The Atomic soundtrack is one of the most intense and fulfilling projects we’ve taken on as a band. Ever since we went to Hiroshima to play and visited the peace park this has been a subject very close to us. The end results, both the film score and the record are pieces I’m extremely proud of.
Full press release:
Mogwai today announce the release of their new album Atomic on 1 April via Rock Action in CD, double gatefold LP and digital formats. Temporary Residence will release the album in North America.
The album is composed of reworked versions of the music recorded for the soundtrack to director Mark Cousin’s acclaimed documentary Atomic: Living In Dread and Promise, which first aired on BBC Four last summer. Live shows will be announced shortly.

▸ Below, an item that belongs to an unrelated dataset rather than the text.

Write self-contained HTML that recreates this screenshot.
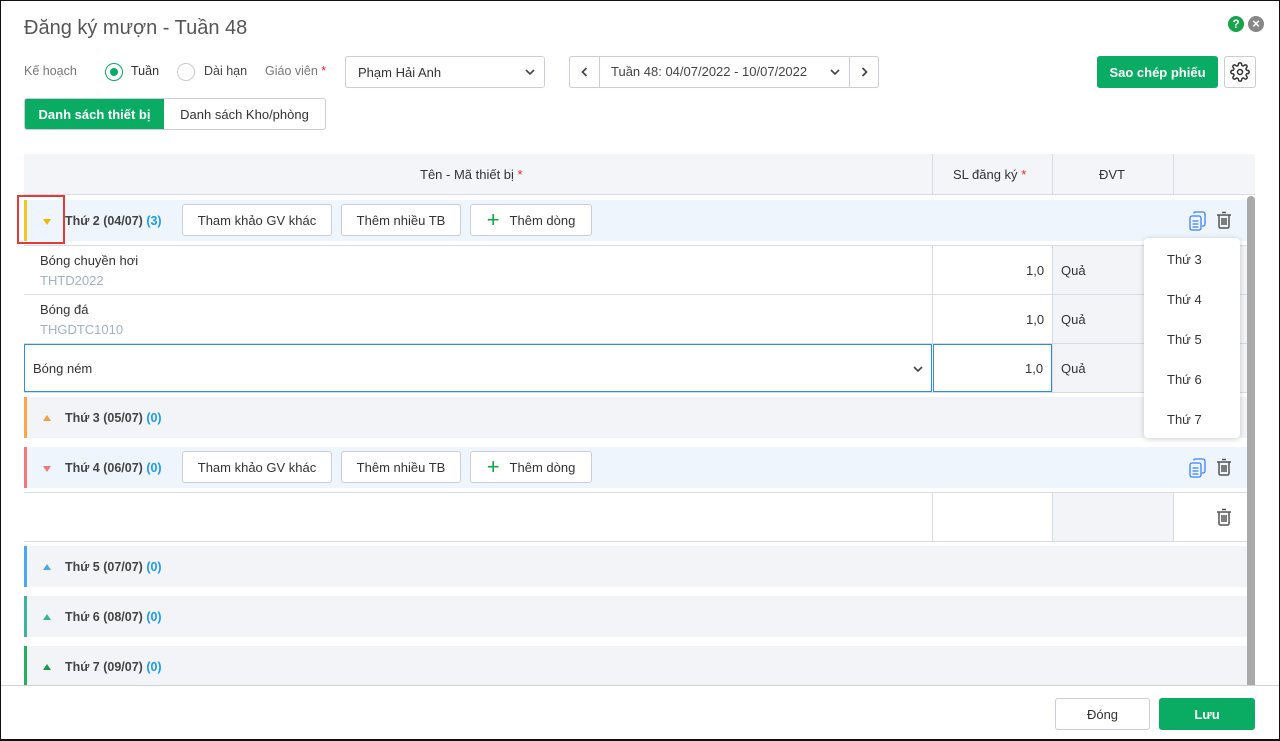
<!DOCTYPE html>
<html><head><meta charset="utf-8"><style>
*{box-sizing:border-box;margin:0;padding:0}
body{width:1280px;height:741px;overflow:hidden;background:#fff;font-family:"Liberation Sans",sans-serif;font-size:13px;color:#333;position:relative}
.frame{position:absolute;left:0;top:0;width:1280px;height:741px;border:1px solid #111;border-bottom-width:2px}
.a{position:absolute}
.btn{position:absolute;border:1px solid #ccd;border-radius:3px;background:#fff;display:flex;align-items:center;justify-content:center;color:#333}
.grp{position:absolute;left:24px;width:1223px;height:41px;display:flex;align-items:center}
.grp .t{font-weight:bold;color:#444;font-size:12.5px;margin-left:14px}
.grp .t b{color:#1e9be8;font-weight:bold}
.bar{position:absolute;left:0;top:0;bottom:0;width:3px}
.tri{width:0;height:0;border-left:4px solid transparent;border-right:4px solid transparent;margin-left:19px}
.hl{position:absolute;left:24px;width:1223px;height:1px;background:#d8dbe6}
.sm{font-size:12.5px}
</style></head><body>
<div class="frame"></div>
<div class="a" style="left:24px;top:17px;font-size:20px;color:#555">Đăng ký mượn - Tuần 48</div>
<div class="a" style="left:1228px;top:16px;width:16px;height:16px;border-radius:50%;background:#16a34a;color:#fff;font-size:12px;font-weight:bold;text-align:center;line-height:16px">?</div>
<div class="a" style="left:1248px;top:16px;width:16px;height:16px;border-radius:50%;background:#888;color:#fff;font-size:13px;font-weight:bold;text-align:center;line-height:16px">×</div>

<div class="a sm" style="left:24px;top:64px;color:#777">Kế hoạch</div>
<div class="a" style="left:105px;top:63px;width:18px;height:18px;border:1px solid #0aab62;border-radius:50%"><div style="margin:4px;width:8px;height:8px;border-radius:50%;background:#0aab62"></div></div>
<div class="a sm" style="left:131px;top:64px">Tuần</div>
<div class="a" style="left:177px;top:63px;width:18px;height:18px;border:1px solid #ccc;border-radius:50%"></div>
<div class="a sm" style="left:204px;top:64px;color:#444">Dài hạn</div>
<div class="a sm" style="left:265px;top:64px;color:#777">Giáo viên <span style="color:#e22">*</span></div>
<div class="btn" style="left:345px;top:56px;width:200px;height:32px;justify-content:flex-start;padding-left:12px">Phạm Hải Anh<svg style="position:absolute;right:9px;top:12px" width="10" height="7" viewBox="0 0 10 7"><path d="M1 1l4 4 4-4" fill="none" stroke="#444" stroke-width="1.6"/></svg></div>
<div class="btn" style="left:569px;top:56px;width:310px;height:32px"></div>
<div class="a" style="left:599px;top:57px;width:1px;height:30px;background:#ccd"></div>
<div class="a" style="left:849px;top:57px;width:1px;height:30px;background:#ccd"></div>
<svg class="a" style="left:581px;top:67px" width="7" height="10" viewBox="0 0 7 10"><path d="M5.5 1l-4 4 4 4" fill="none" stroke="#444" stroke-width="1.7"/></svg>
<svg class="a" style="left:861px;top:67px" width="7" height="10" viewBox="0 0 7 10"><path d="M1.5 1l4 4-4 4" fill="none" stroke="#444" stroke-width="1.7"/></svg>
<div class="a" style="left:611px;top:64px;color:#444">Tuần 48: 04/07/2022 - 10/07/2022</div>
<svg class="a" style="left:830px;top:69px" width="10" height="7" viewBox="0 0 10 7"><path d="M1 1l4 4 4-4" fill="none" stroke="#444" stroke-width="1.6"/></svg>
<div class="a" style="left:1097px;top:56px;width:121px;height:32px;background:#0aab62;border-radius:3px;color:#fff;font-weight:bold;display:flex;align-items:center;justify-content:center">Sao chép phiếu</div>
<div class="btn" style="left:1224px;top:56px;width:32px;height:32px"><svg width="20" height="20" viewBox="0 0 24 24" fill="none" stroke="#333" stroke-width="1.8"><circle cx="12" cy="12" r="3"/><path d="M19.4 15a1.7 1.7 0 0 0 .3 1.8l.1.1a2 2 0 1 1-2.8 2.8l-.1-.1a1.7 1.7 0 0 0-1.8-.3 1.7 1.7 0 0 0-1 1.5V21a2 2 0 1 1-4 0v-.1a1.7 1.7 0 0 0-1.100-1.500 1.7 1.7 0 0 0-1.8.3l-.1.1a2 2 0 1 1-2.800-2.800l.1-.1a1.7 1.7 0 0 0 .3-1.800 1.7 1.7 0 0 0-1.500-1H3a2 2 0 1 1 0-4h.1a1.7 1.7 0 0 0 1.5-1.100 1.7 1.7 0 0 0-.3-1.800l-.1-.1a2 2 0 1 1 2.800-2.800l.1.1a1.7 1.7 0 0 0 1.800.3H9a1.7 1.7 0 0 0 1-1.500V3a2 2 0 1 1 4 0v.1a1.7 1.7 0 0 0 1 1.500 1.7 1.7 0 0 0 1.800-.3l.1-.1a2 2 0 1 1 2.800 2.800l-.1.1a1.7 1.7 0 0 0-.3 1.800V9a1.7 1.7 0 0 0 1.500 1H21a2 2 0 1 1 0 4h-.1a1.7 1.7 0 0 0-1.500 1z"/></svg></div>

<div class="a" style="left:24px;top:98px;width:302px;height:32px;border:1px solid #ccd;border-radius:3px;overflow:hidden;display:flex">
<div style="width:139px;background:#0aab62;color:#fff;font-weight:bold;display:flex;align-items:center;justify-content:center">Danh sách thiết bị</div>
<div style="flex:1;display:flex;align-items:center;justify-content:center;color:#333">Danh sách Kho/phòng</div></div>

<div class="a" style="left:24px;top:154px;width:1231px;height:41px;background:#f3f5f9;border-bottom:1px solid #d8dbe6"></div>
<div class="a" style="left:932px;top:154px;width:1px;height:40px;background:#d8dbe6"></div>
<div class="a" style="left:1052px;top:154px;width:1px;height:40px;background:#d8dbe6"></div>
<div class="a" style="left:1173px;top:154px;width:1px;height:40px;background:#d8dbe6"></div>
<div class="a" style="left:420px;top:167px">Tên - Mã thiết bị <span style="color:#e22">*</span></div>
<div class="a" style="left:953px;top:167px">SL đăng ký <span style="color:#e22">*</span></div>
<div class="a" style="left:1099px;top:167px">ĐVT</div>
<div class="a" style="left:1247px;top:196px;width:8px;height:489px;background:#a9a9a9;border-radius:4px 4px 0 0"></div>

<div class="grp" style="top:200px;background:#eef5fc"><div class="bar" style="background:#f3c623"></div><div class="tri" style="border-top:6px solid #f5b400;margin-top:2px"></div><div class="t">Thứ 2 (04/07) <b>(3)</b></div></div>
<div class="a" style="left:17px;top:195px;width:48px;height:49px;border:2px solid #e53935"></div>
<div class="btn" style="left:182px;top:204px;width:150px;height:32px">Tham khảo GV khác</div>
<div class="btn" style="left:341px;top:204px;width:120px;height:32px">Thêm nhiều TB</div>
<div class="btn" style="left:470px;top:204px;width:122px;height:32px"><span style="color:#16a34a;font-size:22px;margin-right:10px;line-height:1">+</span>Thêm dòng</div>
<svg class="a" style="left:1189px;top:211px" width="18" height="20" viewBox="0 0 18 20" fill="none" stroke="#3b82f6" stroke-width="1.3"><rect x="1" y="5" width="11" height="14" rx="2"/><path d="M5 2.5V2a1 1 0 0 1 1-1h8a2 2 0 0 1 2 2v10a2 2 0 0 1-2 2h-1"/><path d="M3.5 10h6M3.5 13h6M3.5 16h6"/></svg>
<svg class="a" style="left:1216px;top:211px" width="16" height="18" viewBox="0 0 16 18" fill="none" stroke="#555" stroke-width="1.5"><path d="M1 4h14M6 1.5h4M3 4v11.5a1.5 1.5 0 0 0 1.5 1.5h7a1.5 1.5 0 0 0 1.5-1.5V4M6 7v7M8 7v7M10 7v7"/></svg>

<div class="hl" style="top:245px"></div>
<div class="a" style="left:932px;top:246px;width:1px;height:98px;background:#d8dbe6"></div>
<div class="a" style="left:1052px;top:246px;width:1px;height:146px;background:#d8dbe6"></div>
<div class="a" style="left:1053px;top:246px;width:194px;height:146px;background:#f3f4f8"></div>
<div class="a" style="left:40px;top:253px">Bóng chuyền hơi</div>
<div class="a" style="left:40px;top:273px;color:#9fb0c8">THTD2022</div>
<div class="a" style="left:1026px;top:263px">1,0</div><div class="a" style="left:1061px;top:263px">Quả</div>
<div class="hl" style="top:294px"></div>
<div class="a" style="left:40px;top:302px">Bóng đá</div>
<div class="a" style="left:40px;top:322px;color:#9fb0c8">THGDTC1010</div>
<div class="a" style="left:1026px;top:312px">1,0</div><div class="a" style="left:1061px;top:312px">Quả</div>
<div class="hl" style="top:343px"></div>
<div class="a" style="left:24px;top:344px;width:908px;height:48px;border:1px solid #2a8fe0"></div>
<div class="a" style="left:933px;top:344px;width:119px;height:48px;border:1px solid #2a8fe0"></div>
<div class="a" style="left:33px;top:361px">Bóng ném</div>
<svg class="a" style="left:913px;top:366px" width="10" height="7" viewBox="0 0 10 7"><path d="M1 1l4 4 4-4" fill="none" stroke="#444" stroke-width="1.6"/></svg>
<div class="a" style="left:1025px;top:361px">1,0</div><div class="a" style="left:1061px;top:361px">Quả</div>
<div class="hl" style="top:392px"></div>

<div class="grp" style="top:397px;background:#f3f4f8"><div class="bar" style="background:#f8a84a"></div><div class="tri" style="border-bottom:6px solid #f59e3b"></div><div class="t">Thứ 3 (05/07) <b>(0)</b></div></div>

<div class="grp" style="top:447px;background:#eef5fc"><div class="bar" style="background:#f07a7a"></div><div class="tri" style="border-top:6px solid #f07a7a;margin-top:2px"></div><div class="t">Thứ 4 (06/07) <b>(0)</b></div></div>
<div class="btn" style="left:182px;top:451px;width:150px;height:32px">Tham khảo GV khác</div>
<div class="btn" style="left:341px;top:451px;width:120px;height:32px">Thêm nhiều TB</div>
<div class="btn" style="left:470px;top:451px;width:122px;height:32px"><span style="color:#16a34a;font-size:22px;margin-right:10px;line-height:1">+</span>Thêm dòng</div>
<svg class="a" style="left:1189px;top:458px" width="18" height="20" viewBox="0 0 18 20" fill="none" stroke="#3b82f6" stroke-width="1.3"><rect x="1" y="5" width="11" height="14" rx="2"/><path d="M5 2.5V2a1 1 0 0 1 1-1h8a2 2 0 0 1 2 2v10a2 2 0 0 1-2 2h-1"/><path d="M3.5 10h6M3.5 13h6M3.5 16h6"/></svg>
<svg class="a" style="left:1216px;top:458px" width="16" height="18" viewBox="0 0 16 18" fill="none" stroke="#555" stroke-width="1.5"><path d="M1 4h14M6 1.5h4M3 4v11.5a1.5 1.5 0 0 0 1.5 1.5h7a1.5 1.5 0 0 0 1.5-1.5V4M6 7v7M8 7v7M10 7v7"/></svg>

<div class="hl" style="top:492px"></div>
<div class="a" style="left:1053px;top:493px;width:120px;height:48px;background:#f3f4f8"></div>
<div class="a" style="left:932px;top:493px;width:1px;height:48px;background:#d8dbe6"></div>
<div class="a" style="left:1052px;top:493px;width:1px;height:48px;background:#d8dbe6"></div>
<div class="a" style="left:1173px;top:493px;width:1px;height:48px;background:#d8dbe6"></div>
<svg class="a" style="left:1216px;top:508px" width="16" height="18" viewBox="0 0 16 18" fill="none" stroke="#555" stroke-width="1.5"><path d="M1 4h14M6 1.5h4M3 4v11.5a1.5 1.5 0 0 0 1.5 1.5h7a1.5 1.5 0 0 0 1.5-1.5V4M6 7v7M8 7v7M10 7v7"/></svg>
<div class="hl" style="top:541px"></div>

<div class="grp" style="top:546px;background:#f3f4f8"><div class="bar" style="background:#4aa8ec"></div><div class="tri" style="border-bottom:6px solid #4aa8ec"></div><div class="t">Thứ 5 (07/07) <b>(0)</b></div></div>
<div class="grp" style="top:596px;background:#f3f4f8"><div class="bar" style="background:#3db39a"></div><div class="tri" style="border-bottom:6px solid #3db39a"></div><div class="t">Thứ 6 (08/07) <b>(0)</b></div></div>
<div class="grp" style="top:646px;background:#f3f4f8"><div class="bar" style="background:#22b060"></div><div class="tri" style="border-bottom:6px solid #1a9a50"></div><div class="t">Thứ 7 (09/07) <b>(0)</b></div></div>

<div class="a" style="left:1144px;top:238px;width:96px;height:200px;background:#fff;border-radius:4px;box-shadow:0 1px 6px rgba(0,0,0,.2)">
<div class="a" style="left:23px;top:14px">Thứ 3</div>
<div class="a" style="left:23px;top:54px">Thứ 4</div>
<div class="a" style="left:23px;top:94px">Thứ 5</div>
<div class="a" style="left:23px;top:134px">Thứ 6</div>
<div class="a" style="left:23px;top:174px">Thứ 7</div>
</div>

<div class="a" style="left:1px;top:685px;width:1278px;height:54px;background:#fff;border-top:1px solid #d0d0d0"></div>
<div class="btn" style="left:1055px;top:698px;width:95px;height:32px">Đóng</div>
<div class="a" style="left:1159px;top:698px;width:96px;height:32px;background:#0aab62;border-radius:3px;color:#fff;font-weight:bold;display:flex;align-items:center;justify-content:center">Lưu</div>
</body></html>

Constructed entirely of archive film, Atomic is an impressionistic kaleidoscope of the horrors of our nuclear times – protest marches, Cold War sabre-rattling, Chernobyl and Fukishima – but also the sublime beauty of the atomic world, and how x-rays and MRI scans have improved human lives. Mogwai’s soundtrack encapsulates the nightmare of the nuclear age, but its dreamlike qualities too. It is the latest in the band’s series of impressive soundtracks and scores, following acclaimed albums Les Revenants (The Returned) and Zidane: A 21st Century Portrait.
Cousins says of Atomic, the film: “I’m a child of the nuclear age, and in my teens I had nightmares about the bomb. But physics was my favourite subject in school, and I nearly studied it at university. Learning about the atomic world excited me. It was like abstract Star Wars.”
Mogwai’s Stuart Braithwaite says: “The Atomic soundtrack is one of the most intense and fulfilling projects we’ve taken on as a band. Ever since we went to Hiroshima to play and visited the peace park this has been a subject very close to us. The end results, both the film score and the record are pieces I’m extremely proud of.”